Guide to building a timber frame home

Copyright 2008 by Kevin Shea, Tracie Shea, Morris Rosenthal

Building a Timber Frame

Copyright 2008 by Morris Rosenthal

All Rights Reserved

Making Pegs

Timber frame construction isn't exactly held together by pegs, but they do play a big part during the raising process. Every tenon and mortise is drilled through and pegged, which helps keep the frame from falling apart as you're trying to erect it. Pegs also help prevent twisting and slippage as the wood dries stabilizes. Since timber frame construction utilizes primarily green lumber, there will always be some shrinkage and checking as the timbers dry. The pegs are split out of White Oak stock, along the direction of the grain for strength. The art of whittling the resulting stick down into a tapered peg is known as shaving.
The shaving bench reproduced here is modeled on one found in the Hadley Farm Museum (Rte #9 in Hadley, Massachusetts). The operator pushes down the pedal with one foot, bringing the block on the pivot arm down onto the peg. The peg can then be shaved on that side with a draw knife. Releasing a little pressure with the foot allows the peg to be rotated to a new position, where it is pinned and shaved again. According to something Kevin read (a better attribution than many modern historians would make!), the expression "little shaver" comes from the fact that peg making was a job given to children during the long New England winters in earlier centuries.

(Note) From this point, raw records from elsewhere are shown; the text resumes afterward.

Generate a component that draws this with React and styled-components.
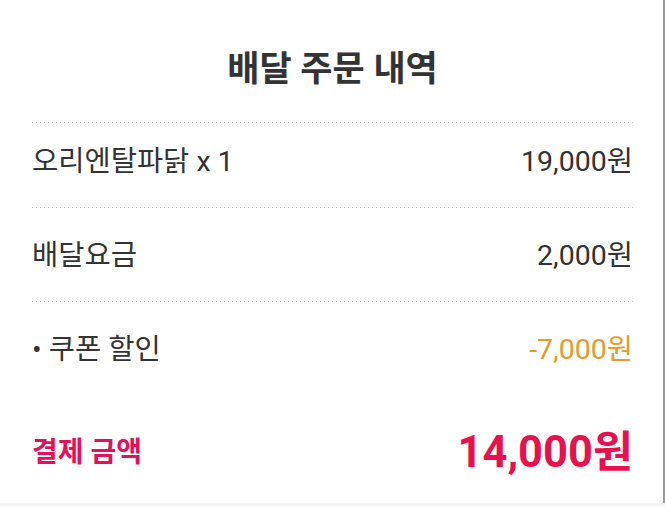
import React from "react";
import styled, { createGlobalStyle } from "styled-components";

const GlobalStyle = createGlobalStyle`
  body {
    margin: 0;
    background: #f4f4f4;
    font-family: Roboto, "Noto Sans CJK KR", sans-serif;
  }
`;

// order summary data
const items = [
  { label: "오리엔탈파닭 x 1", price: "19,000원" },
  { label: "배달요금", price: "2,000원" },
  { label: "• 쿠폰 할인", price: "-7,000원", discount: true },
];

export default function App() {
  return (
    <>
      <GlobalStyle />
      <Card>
        <Title>배달 주문 내역</Title>
        <List>
          {items.map((item, i) => (
            <Row key={i} $first={i === 0} $last={i === items.length - 1}>
              <Label>{item.label}</Label>
              <Price $discount={item.discount}>{item.price}</Price>
            </Row>
          ))}
        </List>
        <Total>
          <TotalLabel>결제 금액</TotalLabel>
          <TotalPrice>14,000원</TotalPrice>
        </Total>
      </Card>
    </>
  );
}

const Card = styled.div`
  box-sizing: border-box;
  width: 665px;
  height: 503px;
  background: #fff;
  border-right: 2px solid #9b9b9b;
  display: flex;
  flex-direction: column;
  padding: 0 30px 0 32px;
`;

const Title = styled.h1`
  margin: 0;
  padding: 50px 0 32px;
  font-size: 35px;
  line-height: 40px;
  font-weight: 700;
  color: #333;
  text-align: center;
`;

const List = styled.div`
  display: flex;
  flex-direction: column;
`;

// dotted separator drawn on top of each row
const Row = styled.div`
  display: flex;
  align-items: center;
  justify-content: space-between;
  background: linear-gradient(to right, #c6c6c6 1px, transparent 1px) top left /
    4px 1px repeat-x;
  padding: ${(p) => (p.$first ? "22px" : "31px")} 0
    ${(p) => (p.$last ? "24px" : "27px")};
  line-height: 36px;
  font-size: 28.5px;
  color: #333;
`;

const Label = styled.span``;

const Price = styled.span`
  color: ${(p) => (p.$discount ? "#e59a2a" : "#333")};
`;

const Total = styled.div`
  display: flex;
  align-items: center;
  justify-content: space-between;
  padding-top: 35px;
  line-height: 52px;
`;

const TotalLabel = styled.span`
  font-size: 28px;
  font-weight: 700;
  color: #e3105a;
`;

const TotalPrice = styled.span`
  font-size: 43.5px;
  font-weight: 700;
  color: #e8104e;
`;
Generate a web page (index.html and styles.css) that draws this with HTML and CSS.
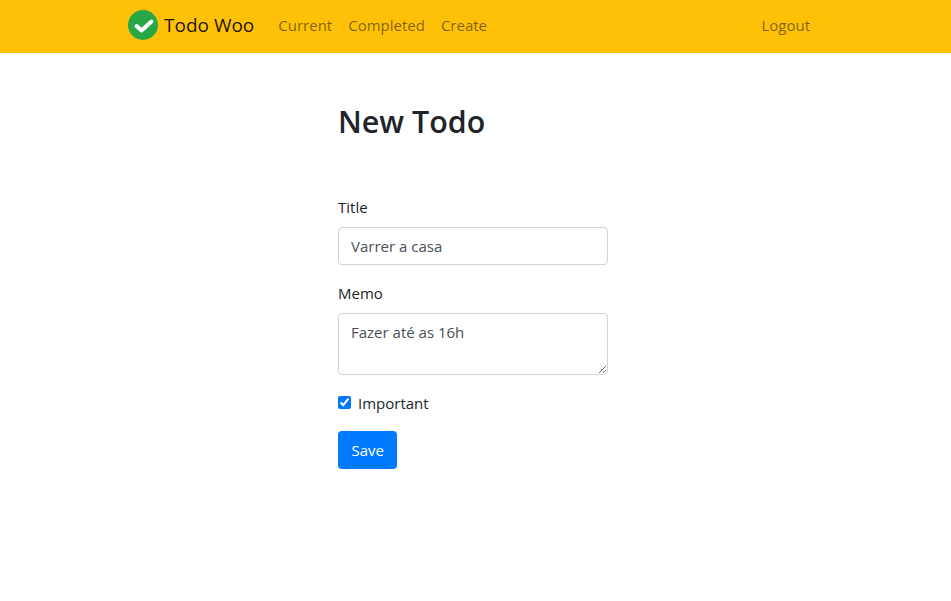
FILE: index.html
```html
<!DOCTYPE html>
<html lang="en">

<head>
  <meta charset="UTF-8" />
  <title>New Todo</title>
  <link rel="stylesheet" href="styles.css">
</head>

<body>
  <nav class="navbar">
    <a href="#" class="brand">
      <svg class="brand-logo" viewBox="0 0 30 30" width="30" height="30">
        <circle cx="15" cy="15" r="15" fill="#28a745" />
        <path d="M8.5 16l5 4.5 10-9" fill="none" stroke="#fff" stroke-width="4" stroke-linecap="round" stroke-linejoin="round" />
      </svg>
      Todo Woo
    </a>
    <div class="nav-links">
      <a href="#" class="nav-link">Current</a>
      <a href="#" class="nav-link">Completed</a>
      <a href="#" class="nav-link">Create</a>
    </div>
    <a href="#" class="nav-link">Logout</a>
  </nav>

  <main class="content">
    <h1>New Todo</h1>

    <form>
      <div class="form-group">
        <label for="title">Title</label>
        <input type="text" id="title" class="form-control" value="Varrer a casa" />
      </div>

      <div class="form-group">
        <label for="memo">Memo</label>
        <textarea id="memo" class="form-control memo" rows="2">Fazer até as 16h</textarea>
      </div>

      <div class="form-check">
        <input type="checkbox" id="important" checked />
        <label for="important">Important</label>
      </div>

      <button type="submit" class="save-btn">Save</button>
    </form>
  </main>
</body>

</html>
```

FILE: styles.css
```css
* {
  margin: 0;
  padding: 0;
  box-sizing: border-box;
  font-family: 'Open Sans', 'Noto Sans', sans-serif;
}

body {
  background-color: #ffffff;
  color: #212529;
  font-size: 15px;
  line-height: 24px;
}

a {
  text-decoration: none;
}

.navbar {
  display: flex;
  align-items: center;
  height: 53px;
  padding: 0 133px 3px 128px;
  background-color: #ffc107;
}

.brand {
  display: flex;
  align-items: center;
  gap: 6px;
  margin-right: 16px;
  color: rgba(0, 0, 0, 0.9);
  font-size: 19px;
}

.nav-links {
  display: flex;
  flex: 1;
}

.nav-link {
  padding: 0 8px;
  color: rgba(0, 0, 0, 0.5);
}

.content {
  width: 270px;
  margin-left: 338px;
  padding-top: 49px;
}

h1 {
  margin-bottom: 53px;
  font-size: 30.4px;
  font-weight: 600;
  line-height: 40px;
}

.form-group {
  margin-bottom: 16px;
}

.form-group label {
  display: block;
  margin-bottom: 8px;
}

.form-control {
  display: block;
  width: 100%;
  height: 38px;
  padding: 6px 12px;
  border: 1px solid #ced4da;
  border-radius: 4px;
  color: #495057;
  font-size: 15px;
  line-height: 24px;
}

.memo {
  height: 62px;
}

.form-check {
  display: flex;
  align-items: center;
  gap: 7px;
  margin-bottom: 16px;
}

.form-check input {
  width: 13px;
  height: 13px;
  margin-bottom: 2px;
}

.save-btn {
  height: 38px;
  padding: 0 13.5px;
  border: none;
  border-radius: 4px;
  background-color: #007bff;
  color: #ffffff;
  font-size: 15px;
  cursor: pointer;
}
```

Maybe not children this small (that looks sharp - somebody call DSS).
The frame we're currently cutting will require somewhere north of 450 pegs for assembly. The pegs are sorted by length and diameter, since the dimensions of the timbers vary all over the place. The pegs are not intended to be perfectly round

The holes that are drilled into the mortise of the host beam are intentionally slightly offset from the hole through the tenon, so the peg exerts an active (spring force) rather than a passive restraint as the timbers dry.